Delicate melodies are always at the center of the composing in this EP, and I would point to the songs “Catch 22” and “In the Grey” as the best examples of Jaye Madison’s fragility in action. The bassline in the latter is so brittle that the flailing guitar harmony at the forefront of the mix feels almost too abrasive for the foundation of the song; nonetheless, this winds up producing some of the most exciting tension on the record. Everything has a place within MIRЯOR: Framework, including anomalies that would likely dismantle the continuity of similarly Americana-influenced releases.
The vocal sounds burdened by the pressure of the instruments in “Shadow Man,” but I don’t get the feeling that this was an unintended result by any means. There’s nothing about the construction of this extended play that would suggest anything other than meticulousness from the start of recording to the final mixing session, and despite a couple of rough edges that force some startlingly unpredictable feelings to the surface, it’s the oddities contained in this record that make it such a difficult piece to put down. Jaye Madison isn’t for cookie-cutter country fans per se, but instead, the discriminating audiophile jonesing for something original.
While the way MIRЯOR: Framework was produced would initially have most believing that introducing insularity to the music through the mastering was of paramount importance to the artists, I don’t know that this was any more of a goal for Jaye Madison than simply making something outside-the-box in general was. The smothering tonality of the instruments is admittedly inescapable, but it has something to present us with in songs like “Devil I Know” and “In the Grey” that words couldn’t account for on their own.
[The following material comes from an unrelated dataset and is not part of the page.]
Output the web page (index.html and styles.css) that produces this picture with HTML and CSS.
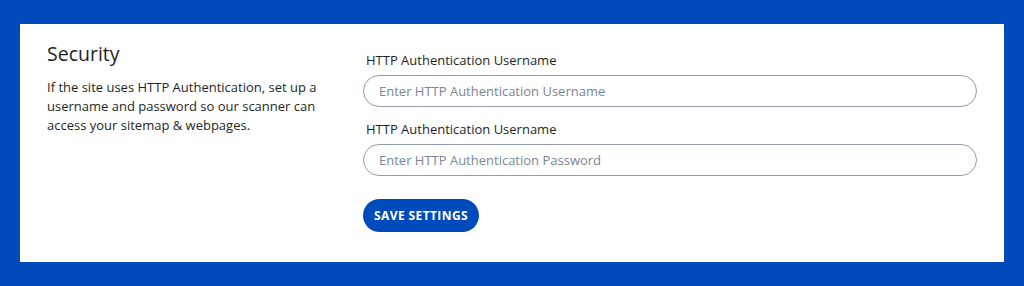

Every part of the music is communicating something to the listener, and not just reinforcing a feeling of cinematic luster in the material.
DOWNLOAD LINK: https://stem.ffm.to/mirrorframework
MIRЯOR: Framework is quite the curious hybrid of American folk, gentle pop, and straightforward indie country with a rock undertow, and though it’s on the quirkier end of the spectrum, I believe it has something that few other alternative EPs are sporting in 2023. The unique bones and cosmetic finish in this record alone would make it a treat for music enthusiasts everywhere this spring, but coupled with the quality of the music itself, Jaye Madison’s latest release isn’t just their best — it’s their most literate and full-bodied country offering to date.